There is constant talk now of a changing landscape globally and the probability that the major reinsurers will look to force premium rates up -- only time will tell if that can happen and if there is an increased focus on CBI and its true cost to the sector.
Contingent business interruption insurance and contingent extra expense coverage is an extension to other insurance that reimburses lost profits and extra expenses resulting from an interruption of business at the premises of a customer or supplier. The contingent property may be specifically named, or the coverage may blanket all customers and suppliers. CBI insurance is also known as contingent business income insurance or dependent properties insurance.

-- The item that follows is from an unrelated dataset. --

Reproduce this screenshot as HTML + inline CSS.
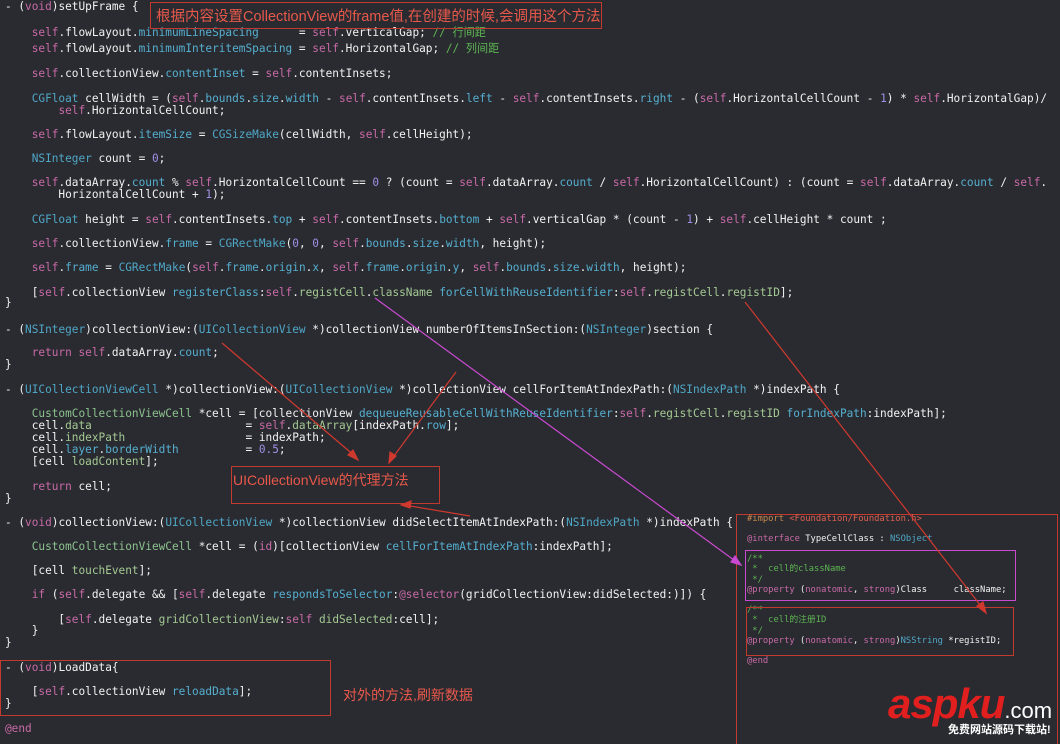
<!DOCTYPE html>
<html><head><meta charset="utf-8">
<style>
html,body{margin:0;padding:0;width:1060px;height:744px;overflow:hidden;}
body{background:#2a2b31;position:relative;font-family:"DejaVu Sans Mono","Noto Sans CJK SC",monospace;color:#f2f2f2;}
.l{position:absolute;left:5px;font-size:11.1px;line-height:13px;white-space:pre;}
.k{color:#c86aa6}.t{color:#4fa7c6}.p{color:#55afcf}.c{color:#8cc28e}.m{color:#5db552}.n{color:#a18fe6}.g{color:#a4c993}
.box{position:absolute;border:1px solid #c23a2e;}
.note{position:absolute;font-family:"Liberation Sans","Noto Sans CJK SC",sans-serif;color:#e8584a;font-size:14px;white-space:nowrap;}
.r{position:absolute;left:747px;font-size:8.8px;line-height:11px;white-space:pre;}
</style></head><body>
<div class="l" style="top:0px">- (<span class="k">void</span>)setUpFrame {</div>
<div class="l" style="top:26px">    <span class="k">self</span>.flowLayout.<span class="p">minimumLineSpacing</span>      = <span class="k">self</span>.verticalGap; <span class="m">// 行间距</span></div>
<div class="l" style="top:42px">    <span class="k">self</span>.flowLayout.<span class="p">minimumInteritemSpacing</span> = <span class="k">self</span>.HorizontalGap; <span class="m">// 列间距</span></div>
<div class="l" style="top:67px">    <span class="k">self</span>.collectionView.<span class="p">contentInset</span> = <span class="k">self</span>.contentInsets;</div>
<div class="l" style="top:92px">    <span class="t">CGFloat</span> cellWidth = (<span class="k">self</span>.<span class="p">bounds</span>.<span class="p">size</span>.<span class="p">width</span> - <span class="k">self</span>.contentInsets.<span class="p">left</span> - <span class="k">self</span>.contentInsets.<span class="p">right</span> - (<span class="k">self</span>.HorizontalCellCount - <span class="n">1</span>) * <span class="k">self</span>.HorizontalGap)/</div>
<div class="l" style="top:104px">        <span class="k">self</span>.HorizontalCellCount;</div>
<div class="l" style="top:128px">    <span class="k">self</span>.flowLayout.<span class="p">itemSize</span> = <span class="t">CGSizeMake</span>(cellWidth, <span class="k">self</span>.cellHeight);</div>
<div class="l" style="top:152px">    <span class="t">NSInteger</span> count = <span class="n">0</span>;</div>
<div class="l" style="top:176px">    <span class="k">self</span>.dataArray.<span class="p">count</span> % <span class="k">self</span>.HorizontalCellCount == <span class="n">0</span> ? (count = <span class="k">self</span>.dataArray.<span class="p">count</span> / <span class="k">self</span>.HorizontalCellCount) : (count = <span class="k">self</span>.dataArray.<span class="p">count</span> / <span class="k">self</span>.</div>
<div class="l" style="top:188px">        HorizontalCellCount + <span class="n">1</span>);</div>
<div class="l" style="top:213px">    <span class="t">CGFloat</span> height = <span class="k">self</span>.contentInsets.<span class="p">top</span> + <span class="k">self</span>.contentInsets.<span class="p">bottom</span> + <span class="k">self</span>.verticalGap * (count - <span class="n">1</span>) + <span class="k">self</span>.cellHeight * count ;</div>
<div class="l" style="top:237px">    <span class="k">self</span>.collectionView.<span class="p">frame</span> = <span class="t">CGRectMake</span>(<span class="n">0</span>, <span class="n">0</span>, <span class="k">self</span>.<span class="p">bounds</span>.<span class="p">size</span>.<span class="p">width</span>, height);</div>
<div class="l" style="top:261px">    <span class="k">self</span>.<span class="p">frame</span> = <span class="t">CGRectMake</span>(<span class="k">self</span>.<span class="p">frame</span>.<span class="p">origin</span>.<span class="p">x</span>, <span class="k">self</span>.<span class="p">frame</span>.<span class="p">origin</span>.<span class="p">y</span>, <span class="k">self</span>.<span class="p">bounds</span>.<span class="p">size</span>.<span class="p">width</span>, height);</div>
<div class="l" style="top:286px">    [<span class="k">self</span>.collectionView <span class="p">registerClass</span>:<span class="k">self</span>.<span class="g">registCell</span>.<span class="g">className</span> <span class="p">forCellWithReuseIdentifier</span>:<span class="k">self</span>.<span class="g">registCell</span>.<span class="g">registID</span>];</div>
<div class="l" style="top:296px">}</div>
<div class="l" style="top:323px">- (<span class="t">NSInteger</span>)collectionView:(<span class="t">UICollectionView</span> *)collectionView numberOfItemsInSection:(<span class="t">NSInteger</span>)section {</div>
<div class="l" style="top:346px">    <span class="k">return</span> <span class="k">self</span>.dataArray.<span class="p">count</span>;</div>
<div class="l" style="top:358px">}</div>
<div class="l" style="top:383px">- (<span class="t">UICollectionViewCell</span> *)collectionView:(<span class="t">UICollectionView</span> *)collectionView cellForItemAtIndexPath:(<span class="t">NSIndexPath</span> *)indexPath {</div>
<div class="l" style="top:407px">    <span class="c">CustomCollectionViewCell</span> *cell = [collectionView <span class="p">dequeueReusableCellWithReuseIdentifier</span>:<span class="k">self</span>.<span class="g">registCell</span>.<span class="g">registID</span> <span class="p">forIndexPath</span>:indexPath];</div>
<div class="l" style="top:419px">    cell.<span class="g">data</span>                       = <span class="k">self</span>.<span class="g">dataArray</span>[indexPath.<span class="p">row</span>];</div>
<div class="l" style="top:431px">    cell.<span class="g">indexPath</span>                  = indexPath;</div>
<div class="l" style="top:443px">    cell.<span class="p">layer</span>.<span class="p">borderWidth</span>          = <span class="n">0.5</span>;</div>
<div class="l" style="top:455px">    [cell <span class="g">loadContent</span>];</div>
<div class="l" style="top:480px">    <span class="k">return</span> cell;</div>
<div class="l" style="top:492px">}</div>
<div class="l" style="top:516px">- (<span class="k">void</span>)collectionView:(<span class="t">UICollectionView</span> *)collectionView didSelectItemAtIndexPath:(<span class="t">NSIndexPath</span> *)indexPath {</div>
<div class="l" style="top:540px">    <span class="c">CustomCollectionViewCell</span> *cell = (<span class="k">id</span>)[collectionView <span class="p">cellForItemAtIndexPath</span>:indexPath];</div>
<div class="l" style="top:564px">    [cell <span class="g">touchEvent</span>];</div>
<div class="l" style="top:588px">    <span class="k">if</span> (<span class="k">self</span>.delegate &amp;&amp; [<span class="k">self</span>.delegate <span class="p">respondsToSelector</span>:<span class="k">@selector</span>(gridCollectionView:didSelected:)]) {</div>
<div class="l" style="top:613px">        [<span class="k">self</span>.delegate <span class="g">gridCollectionView</span>:<span class="k">self</span> <span class="g">didSelected</span>:cell];</div>
<div class="l" style="top:624px">    }</div>
<div class="l" style="top:636px">}</div>
<div class="l" style="top:661px">- (<span class="k">void</span>)LoadData{</div>
<div class="l" style="top:685px">    [<span class="k">self</span>.collectionView <span class="p">reloadData</span>];</div>
<div class="l" style="top:697px">}</div>
<div class="l" style="top:722px"><span class="k">@end</span></div>

<div class="box" style="left:150px;top:2px;width:450px;height:25px"></div>
<div class="note" style="left:156px;top:5px;font-size:14.5px">根据内容设置CollectionView的frame值,在创建的时候,会调用这个方法</div>
<div class="box" style="left:231px;top:466px;width:207px;height:36px"></div>
<div class="note" style="left:233px;top:470px">UICollectionView的代理方法</div>
<div class="box" style="left:0px;top:660px;width:329px;height:54px"></div>
<div class="note" style="left:343px;top:685px">对外的方法,刷新数据</div>

<div class="box" style="left:736px;top:514px;width:320px;height:232px"></div>
<div class="r" style="top:514px"><span style="color:#c8884a">#import</span> <span style="color:#e0604e">&lt;Foundation/Foundation.h&gt;</span></div>
<div class="r" style="top:534px"><span class="k">@interface</span> TypeCellClass : <span class="t">NSObject</span></div>
<div class="r" style="top:554px;line-height:10.4px"><span class="m">/**
 *  cell的className
 */</span>
<span class="k">@property</span> (<span class="k">nonatomic</span>, <span class="k">strong</span>)Class     className;</div>
<div class="r" style="top:605px;line-height:10.4px"><span class="m">/**
 *  cell的注册ID
 */</span>
<span class="k">@property</span> (<span class="k">nonatomic</span>, <span class="k">strong</span>)<span class="t">NSString</span> *registID;</div>
<div class="r" style="top:656px"><span class="k">@end</span></div>
<div style="position:absolute;left:745px;top:550px;width:269px;height:49px;border:1px solid #c94ad0"></div>
<div class="box" style="left:746px;top:607px;width:266px;height:47px"></div>

<svg style="position:absolute;left:0;top:0" width="1060" height="744">
<g stroke="#d0392e" stroke-width="1.2" fill="#d0392e">
<line x1="222" y1="343" x2="356" y2="457"/><polygon points="358,460 348,455 353,450"/>
<line x1="456" y1="372" x2="391" y2="460"/><polygon points="389,463 390,452 396,456"/>
<line x1="470" y1="516" x2="404" y2="505"/><polygon points="401,505 411,501 410,508"/>
<line x1="745" y1="302" x2="984" y2="610"/><polygon points="986,613 977,606 983,602"/>
</g>
<g stroke="#c94ad0" stroke-width="1.2" fill="#c94ad0">
<line x1="375" y1="298" x2="738" y2="563"/><polygon points="741,565 731,562 735,556"/>
</g>
</svg>
<div style="position:absolute;left:888px;top:682px;white-space:nowrap;font-family:'Liberation Sans',sans-serif;font-weight:bold;font-style:italic;font-size:42px;line-height:44px;color:#e21f1f;letter-spacing:-1px">aspku<span style="color:#fff;font-weight:normal;font-style:normal;font-size:22px;letter-spacing:0">.com</span></div>
<div style="position:absolute;left:948px;top:724px;white-space:nowrap;font-family:'Liberation Sans','Noto Sans CJK SC',sans-serif;font-size:11px;line-height:13px;color:#fff;font-weight:bold">免费网站源码下载站!</div>
</body></html>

HOW BUSINESS INTERRUPTION WORKS:
For example, a company with yearly revenues of $730m generates $2m of revenue per day on average ($730m/365 days). If a major earthquake hit the facility and it was down for one week, then its lost revenue would effectively be $14m ($2m x 7 days). Note that this calculation is a simplified approximation that assumes all days are equally important and does not account for seasonality (such as when retailers ramp up production in anticipation for the holidays).
How CBI works
Let's say one of your clients has a production facility in Japan that assembles cars. This manufacturer has a supplier in Florida that makes engines (this immediate supplier is often referred to as a tier one supplier), and the engine maker has its own supplier in Italy (a tier two supplier) that produces a custom gasket. If the Italian supplier is hit by a major earthquake that results in three days of downtime, this event could ultimately prevent the final production facility in Japan from being able to make cars. It is this disruption in Italy that flows through the chain of sub-suppliers to the production facility that is the CBI risk. Of course, many companies will have multiple suppliers, reserve inventory and other resiliency measures in place to mitigate CBI risk. But in this example, the company in Japan may end up having anywhere from zero to three days of downtime, depending on its supplier network.